- [Written problem] Reproduce the listing word for word, leaving every picture behind.

- [Data extract]
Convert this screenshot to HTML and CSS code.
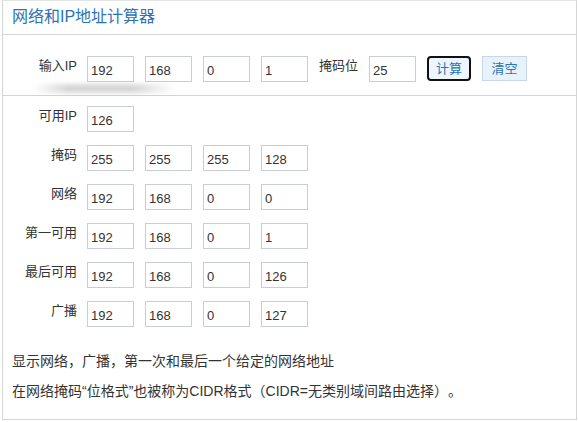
FILE: index.html
```html
<!DOCTYPE html>
<html lang="zh">
<head>
<meta charset="utf-8">
<title>网络和IP地址计算器</title>
<link rel="stylesheet" href="styles.css">
</head>
<body>
<div class="panel">
  <div class="panel-head">网络和IP地址计算器</div>
  <div class="input-section">
    <div class="row">
      <label class="lbl">输入IP</label>
      <input class="box" value="192">
      <input class="box" value="168">
      <input class="box" value="0">
      <input class="box" value="1">
      <label class="lbl-inline">掩码位</label>
      <input class="box" value="25">
      <button class="btn btn-calc">计算</button>
      <button class="btn btn-clear">清空</button>
    </div>
    <div class="smudge"></div>
  </div>
  <div class="result-section">
    <div class="row">
      <label class="lbl">可用IP</label>
      <input class="box" value="126">
    </div>
    <div class="row">
      <label class="lbl">掩码</label>
      <input class="box" value="255">
      <input class="box" value="255">
      <input class="box" value="255">
      <input class="box" value="128">
    </div>
    <div class="row">
      <label class="lbl">网络</label>
      <input class="box" value="192">
      <input class="box" value="168">
      <input class="box" value="0">
      <input class="box" value="0">
    </div>
    <div class="row">
      <label class="lbl">第一可用</label>
      <input class="box" value="192">
      <input class="box" value="168">
      <input class="box" value="0">
      <input class="box" value="1">
    </div>
    <div class="row">
      <label class="lbl">最后可用</label>
      <input class="box" value="192">
      <input class="box" value="168">
      <input class="box" value="0">
      <input class="box" value="126">
    </div>
    <div class="row">
      <label class="lbl">广播</label>
      <input class="box" value="192">
      <input class="box" value="168">
      <input class="box" value="0">
      <input class="box" value="127">
    </div>
    <div class="notes">
      <p class="note">显示网络，广播，第一次和最后一个给定的网络地址</p>
      <p class="note">在网络掩码“位格式”也被称为CIDR格式（CIDR=无类别域间路由选择）。</p>
    </div>
  </div>
</div>
</body>
</html>
```
FILE: styles.css
```css
html, body {
  margin: 0;
  padding: 0;
  background: #fff;
}
body {
  font-family: "Liberation Sans", Arial, "Noto Sans CJK SC", sans-serif;
  color: #333;
  font-size: 13px;
  text-spacing-trim: space-all;
}
.panel {
  margin-left: 2px;
  width: 575px;
  height: 420px;
  box-sizing: border-box;
  border: 1px solid #d4d4d4;
  border-top-color: #e4e4e4;
}
.panel-head {
  height: 34px;
  box-sizing: border-box;
  border-bottom: 1px solid #d4d4d4;
  padding-left: 9px;
  line-height: 32px;
  font-size: 16px;
  color: #2c73b4;
}
.input-section {
  position: relative;
  padding: 21px 0 13px;
  border-bottom: 1px solid #d4d4d4;
}
.result-section {
  padding-top: 10px;
  display: flex;
  flex-direction: column;
  gap: 13px;
}
.row {
  display: flex;
  align-items: flex-start;
  gap: 11px;
  height: 26px;
}
.lbl {
  width: 74px;
  margin-right: -1px;
  text-align: right;
  line-height: 20px;
  font-size: 13px;
  color: #333;
}
.lbl-inline {
  width: 39px;
  line-height: 20px;
  font-size: 13px;
  color: #333;
}
.box {
  width: 47px;
  height: 26px;
  box-sizing: border-box;
  margin: 0;
  border: 1px solid #c9ced5;
  border-radius: 0;
  padding: 3px 3px 0 3px;
  font-family: "Liberation Sans", Arial, sans-serif;
  font-size: 13px;
  color: #333;
  background: #fff;
  outline: none;
}
.btn {
  margin: 0;
  height: 25px;
  width: 44px;
  box-sizing: border-box;
  font-family: "Liberation Sans", Arial, "Noto Sans CJK SC", sans-serif;
  font-size: 13px;
  color: #2c73b4;
  padding: 0;
  line-height: 20px;
}
.btn-calc {
  border: 2px solid #111;
  border-radius: 4px;
  background: #eef5fc;
}
.btn-clear {
  width: 45px;
  border: 1px solid #c6d7ea;
  border-radius: 0;
  background: #e8f2fb;
}
.smudge {
  position: absolute;
  left: 30px;
  top: 49px;
  width: 142px;
  height: 9px;
  background: linear-gradient(to right, rgba(190,190,190,0) 0%, rgba(180,180,180,0.55) 25%, rgba(180,180,180,0.55) 70%, rgba(210,210,210,0) 100%);
  filter: blur(2px);
}
.notes {
  margin-top: 11px;
  padding-left: 9px;
  display: flex;
  flex-direction: column;
  gap: 10px;
}
.note {
  margin: 0;
  line-height: 20px;
  font-size: 14px;
  color: #333;
  text-spacing-trim: space-all;
}
```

- [Solution]
Convert this screenshot to HTML and CSS code.
FILE: index.html
```html
<!DOCTYPE html>
<html lang="zh">
<head>
<meta charset="utf-8">
<title>网络和IP地址计算器</title>
<link rel="stylesheet" href="styles.css">
</head>
<body>
<div class="panel">
  <div class="panel-head">网络和IP地址计算器</div>
  <div class="input-section">
    <div class="row">
      <label class="lbl">输入IP</label>
      <input class="box" value="192">
      <input class="box" value="168">
      <input class="box" value="0">
      <input class="box" value="1">
      <label class="lbl-inline">掩码位</label>
      <input class="box" value="25">
      <button class="btn btn-calc">计算</button>
      <button class="btn btn-clear">清空</button>
    </div>
    <div class="smudge"></div>
  </div>
  <div class="result-section">
    <div class="row">
      <label class="lbl">可用IP</label>
      <input class="box" value="126">
    </div>
    <div class="row">
      <label class="lbl">掩码</label>
      <input class="box" value="255">
      <input class="box" value="255">
      <input class="box" value="255">
      <input class="box" value="128">
    </div>
    <div class="row">
      <label class="lbl">网络</label>
      <input class="box" value="192">
      <input class="box" value="168">
      <input class="box" value="0">
      <input class="box" value="0">
    </div>
    <div class="row">
      <label class="lbl">第一可用</label>
      <input class="box" value="192">
      <input class="box" value="168">
      <input class="box" value="0">
      <input class="box" value="1">
    </div>
    <div class="row">
      <label class="lbl">最后可用</label>
      <input class="box" value="192">
      <input class="box" value="168">
      <input class="box" value="0">
      <input class="box" value="126">
    </div>
    <div class="row">
      <label class="lbl">广播</label>
      <input class="box" value="192">
      <input class="box" value="168">
      <input class="box" value="0">
      <input class="box" value="127">
    </div>
    <div class="notes">
      <p class="note">显示网络，广播，第一次和最后一个给定的网络地址</p>
      <p class="note">在网络掩码“位格式”也被称为CIDR格式（CIDR=无类别域间路由选择）。</p>
    </div>
  </div>
</div>
</body>
</html>
```
FILE: styles.css
```css
html, body {
  margin: 0;
  padding: 0;
  background: #fff;
}
body {
  font-family: "Liberation Sans", Arial, "Noto Sans CJK SC", sans-serif;
  color: #333;
  font-size: 13px;
  text-spacing-trim: space-all;
}
.panel {
  margin-left: 2px;
  width: 575px;
  height: 420px;
  box-sizing: border-box;
  border: 1px solid #d4d4d4;
  border-top-color: #e4e4e4;
}
.panel-head {
  height: 34px;
  box-sizing: border-box;
  border-bottom: 1px solid #d4d4d4;
  padding-left: 9px;
  line-height: 32px;
  font-size: 16px;
  color: #2c73b4;
}
.input-section {
  position: relative;
  padding: 21px 0 13px;
  border-bottom: 1px solid #d4d4d4;
}
.result-section {
  padding-top: 10px;
  display: flex;
  flex-direction: column;
  gap: 13px;
}
.row {
  display: flex;
  align-items: flex-start;
  gap: 11px;
  height: 26px;
}
.lbl {
  width: 74px;
  margin-right: -1px;
  text-align: right;
  line-height: 20px;
  font-size: 13px;
  color: #333;
}
.lbl-inline {
  width: 39px;
  line-height: 20px;
  font-size: 13px;
  color: #333;
}
.box {
  width: 47px;
  height: 26px;
  box-sizing: border-box;
  margin: 0;
  border: 1px solid #c9ced5;
  border-radius: 0;
  padding: 3px 3px 0 3px;
  font-family: "Liberation Sans", Arial, sans-serif;
  font-size: 13px;
  color: #333;
  background: #fff;
  outline: none;
}
.btn {
  margin: 0;
  height: 25px;
  width: 44px;
  box-sizing: border-box;
  font-family: "Liberation Sans", Arial, "Noto Sans CJK SC", sans-serif;
  font-size: 13px;
  color: #2c73b4;
  padding: 0;
  line-height: 20px;
}
.btn-calc {
  border: 2px solid #111;
  border-radius: 4px;
  background: #eef5fc;
}
.btn-clear {
  width: 45px;
  border: 1px solid #c6d7ea;
  border-radius: 0;
  background: #e8f2fb;
}
.smudge {
  position: absolute;
  left: 30px;
  top: 49px;
  width: 142px;
  height: 9px;
  background: linear-gradient(to right, rgba(190,190,190,0) 0%, rgba(180,180,180,0.55) 25%, rgba(180,180,180,0.55) 70%, rgba(210,210,210,0) 100%);
  filter: blur(2px);
}
.notes {
  margin-top: 11px;
  padding-left: 9px;
  display: flex;
  flex-direction: column;
  gap: 10px;
}
.note {
  margin: 0;
  line-height: 20px;
  font-size: 14px;
  color: #333;
  text-spacing-trim: space-all;
}
```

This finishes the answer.